- TASK DIRECTIONS
Set down the data below without change, skipping the pictures it holds.
◆ ◆ ◆ ◆ ◆ ◆ ◆
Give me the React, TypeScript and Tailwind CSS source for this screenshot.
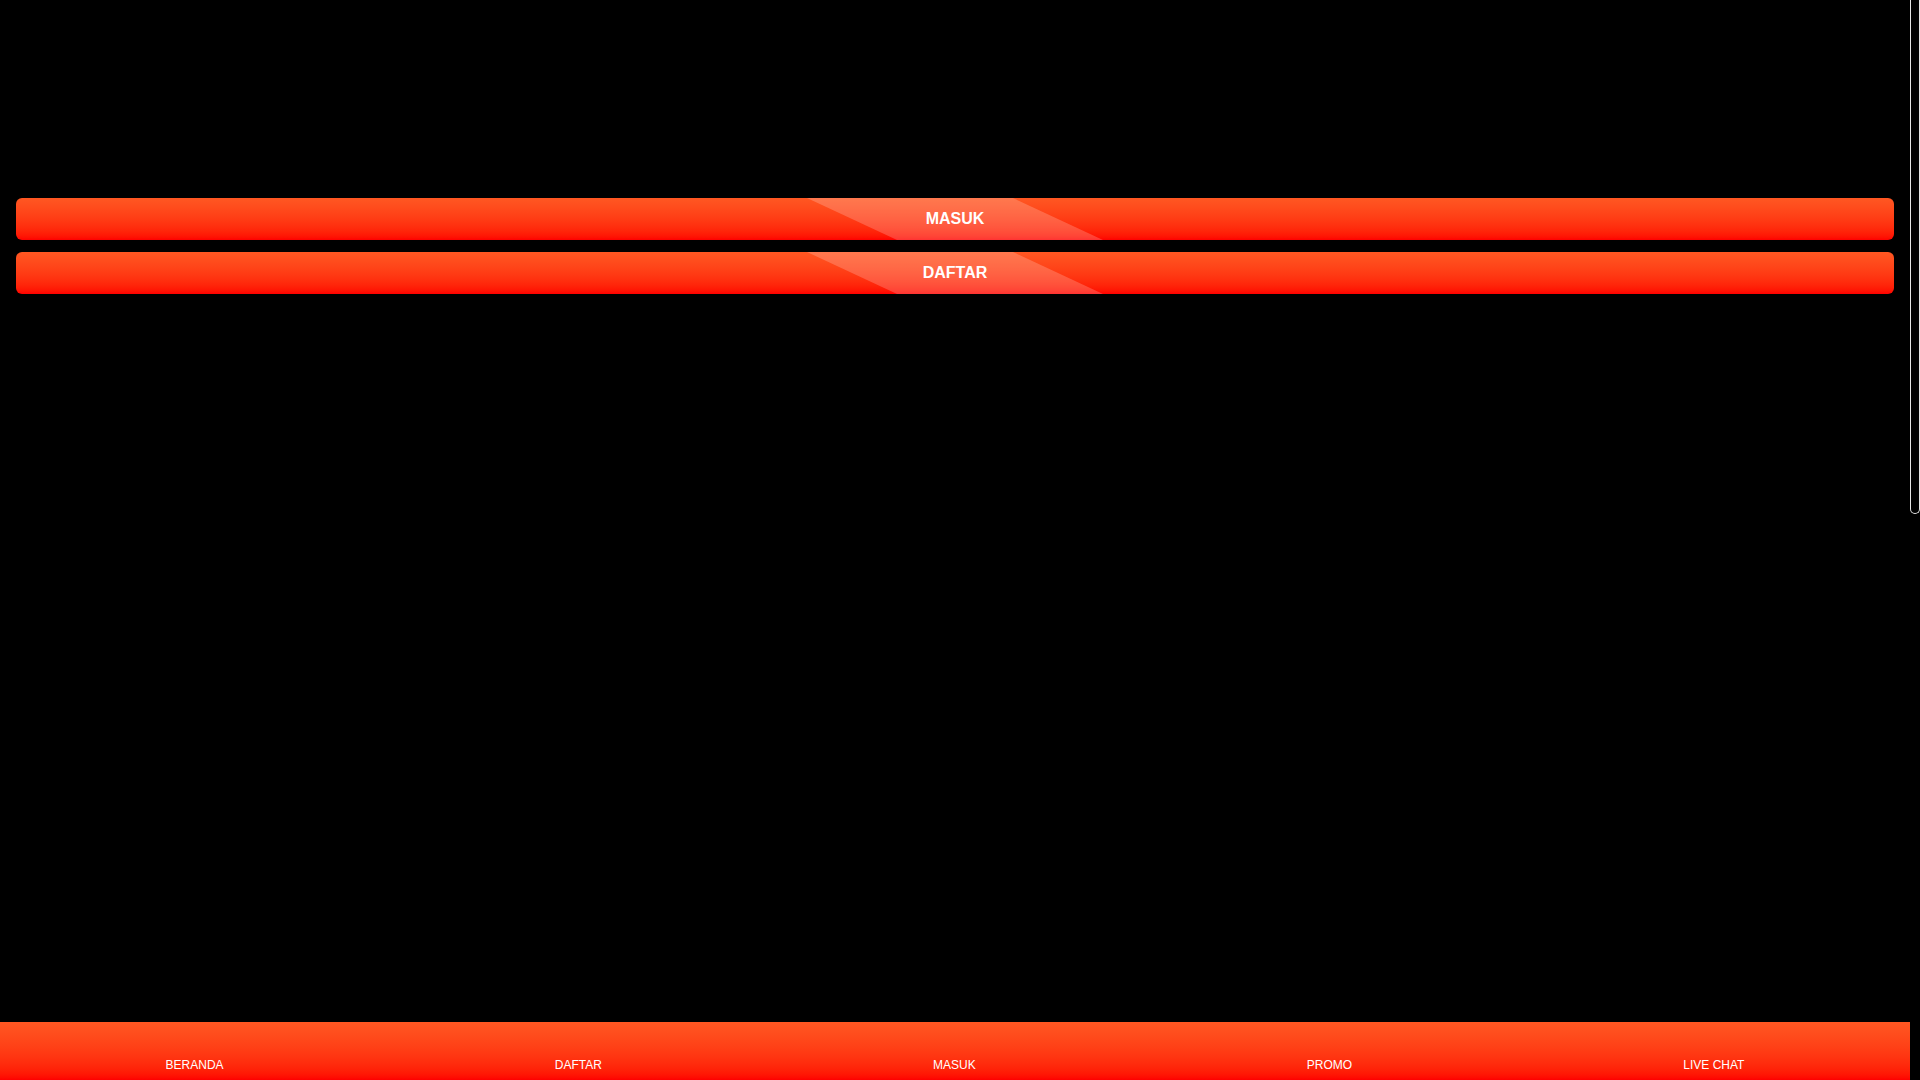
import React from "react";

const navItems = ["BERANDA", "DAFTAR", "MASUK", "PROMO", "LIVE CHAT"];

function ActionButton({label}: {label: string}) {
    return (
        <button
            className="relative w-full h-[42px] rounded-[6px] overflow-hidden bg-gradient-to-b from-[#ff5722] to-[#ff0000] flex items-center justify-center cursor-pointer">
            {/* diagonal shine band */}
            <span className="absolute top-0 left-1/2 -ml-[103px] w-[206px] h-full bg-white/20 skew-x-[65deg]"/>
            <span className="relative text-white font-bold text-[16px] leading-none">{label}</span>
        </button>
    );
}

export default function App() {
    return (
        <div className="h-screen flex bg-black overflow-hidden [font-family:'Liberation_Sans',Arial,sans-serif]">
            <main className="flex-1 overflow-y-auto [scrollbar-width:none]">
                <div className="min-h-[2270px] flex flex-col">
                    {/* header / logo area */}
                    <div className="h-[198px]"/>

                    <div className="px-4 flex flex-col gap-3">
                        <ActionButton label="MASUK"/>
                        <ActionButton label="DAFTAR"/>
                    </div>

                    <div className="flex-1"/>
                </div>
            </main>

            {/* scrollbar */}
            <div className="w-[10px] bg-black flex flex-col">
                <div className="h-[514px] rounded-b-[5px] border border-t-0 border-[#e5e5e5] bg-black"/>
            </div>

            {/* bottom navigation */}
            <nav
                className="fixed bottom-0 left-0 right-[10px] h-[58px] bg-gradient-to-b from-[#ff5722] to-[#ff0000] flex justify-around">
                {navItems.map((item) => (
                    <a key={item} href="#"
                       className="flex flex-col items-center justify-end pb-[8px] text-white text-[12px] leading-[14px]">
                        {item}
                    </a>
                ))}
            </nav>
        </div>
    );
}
◆ ◆ ◆ ◆ ◆ ◆ ◆
- RESULT
Give me the React, TypeScript and Tailwind CSS source for this screenshot.
import React from "react";

const navItems = ["BERANDA", "DAFTAR", "MASUK", "PROMO", "LIVE CHAT"];

function ActionButton({label}: {label: string}) {
    return (
        <button
            className="relative w-full h-[42px] rounded-[6px] overflow-hidden bg-gradient-to-b from-[#ff5722] to-[#ff0000] flex items-center justify-center cursor-pointer">
            {/* diagonal shine band */}
            <span className="absolute top-0 left-1/2 -ml-[103px] w-[206px] h-full bg-white/20 skew-x-[65deg]"/>
            <span className="relative text-white font-bold text-[16px] leading-none">{label}</span>
        </button>
    );
}

export default function App() {
    return (
        <div className="h-screen flex bg-black overflow-hidden [font-family:'Liberation_Sans',Arial,sans-serif]">
            <main className="flex-1 overflow-y-auto [scrollbar-width:none]">
                <div className="min-h-[2270px] flex flex-col">
                    {/* header / logo area */}
                    <div className="h-[198px]"/>

                    <div className="px-4 flex flex-col gap-3">
                        <ActionButton label="MASUK"/>
                        <ActionButton label="DAFTAR"/>
                    </div>

                    <div className="flex-1"/>
                </div>
            </main>

            {/* scrollbar */}
            <div className="w-[10px] bg-black flex flex-col">
                <div className="h-[514px] rounded-b-[5px] border border-t-0 border-[#e5e5e5] bg-black"/>
            </div>

            {/* bottom navigation */}
            <nav
                className="fixed bottom-0 left-0 right-[10px] h-[58px] bg-gradient-to-b from-[#ff5722] to-[#ff0000] flex justify-around">
                {navItems.map((item) => (
                    <a key={item} href="#"
                       className="flex flex-col items-center justify-end pb-[8px] text-white text-[12px] leading-[14px]">
                        {item}
                    </a>
                ))}
            </nav>
        </div>
    );
}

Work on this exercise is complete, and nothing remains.